Health insurance payment reforms implemented over the last decade have a spotty record in driving down costs and can unintentionally worsen the inequities experienced by marginalized groups, experts say.

Most healthcare experts agree that something needs to be done to reform payment systems, note the authors, but effective reform must “reconcile existing tensions between financial incentives and equity goals," according to an article in JAMA.

The authors—Amol Navathe, M.D., Ph.D., and Joshua Liao, M.D., of the University of Pennsylvania—argue that “payment reform alone cannot overcome the root causes of health inequity, but it is nonetheless an important tool for helping to achieve health equity. Because no strategy is a panacea, progress will require the collective effects of systematic reforms enacted under a guiding framework to align payment and equity goals.”
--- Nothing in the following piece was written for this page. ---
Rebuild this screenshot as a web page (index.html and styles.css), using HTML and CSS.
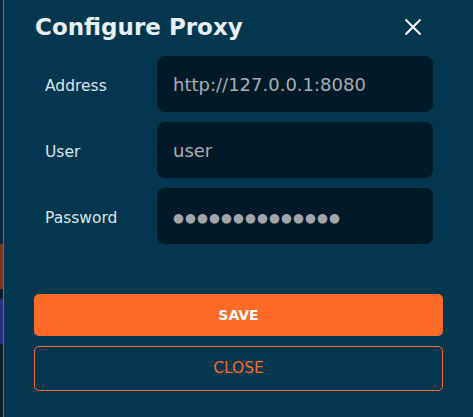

Navathe and Liao write that payment reforms that place the burden—and the financial penalties—solely on providers might tend to push clinicians to serve those demographic groups that would cost them less. The authors argue mandates that make every organization in a region participate in payment reform would reduce the likelihood that some providers might cherry-pick the healthier patients.

However, such mandates aren’t always feasible if payment models target less common conditions or cover services that tend to cluster, such as bariatric surgeries.

“Mandates may also be undesirable if they require extensive financial investments from safety-net organizations or force them to compete against other organizations,” write Navathe and Liao.

Navathe and Liao recommend a more comprehensive approach that would include targeting specific institutions, such as accountable care organizations. They point to efforts along these lines by by the Centers for Medicare & Medicaid Services with its ACO REACH Model that’s scheduled to begin in January 2023.

The article also points to value-based healthcare coverage as one part of a comprehensive approach. However, Navathe and Liao state that while such arrangements measure quality, they don’t compare quality scores between underserved and other populations. The authors note that such comparisons have been made at the state level and by some health insurance companies, and those might provide examples on how to proceed.

Navathe and Liao write that performance-based incentives have also been tried and found wanting, pointing out that “clinicians caring for marginalized populations could be disproportionately penalized if incentives are based on direct comparisons between safety net and other organization types. Comparisons can be even more problematic if they require participants to outperform other organizations to even become eligible for incentives.”

One way to address this would be to pay more to providers who care for more lower-income individuals, and less to those who primarily care for wealthier people. “These models would effectively reward the same level of achievement, but with larger incentive amounts for participants serving marginalized populations.”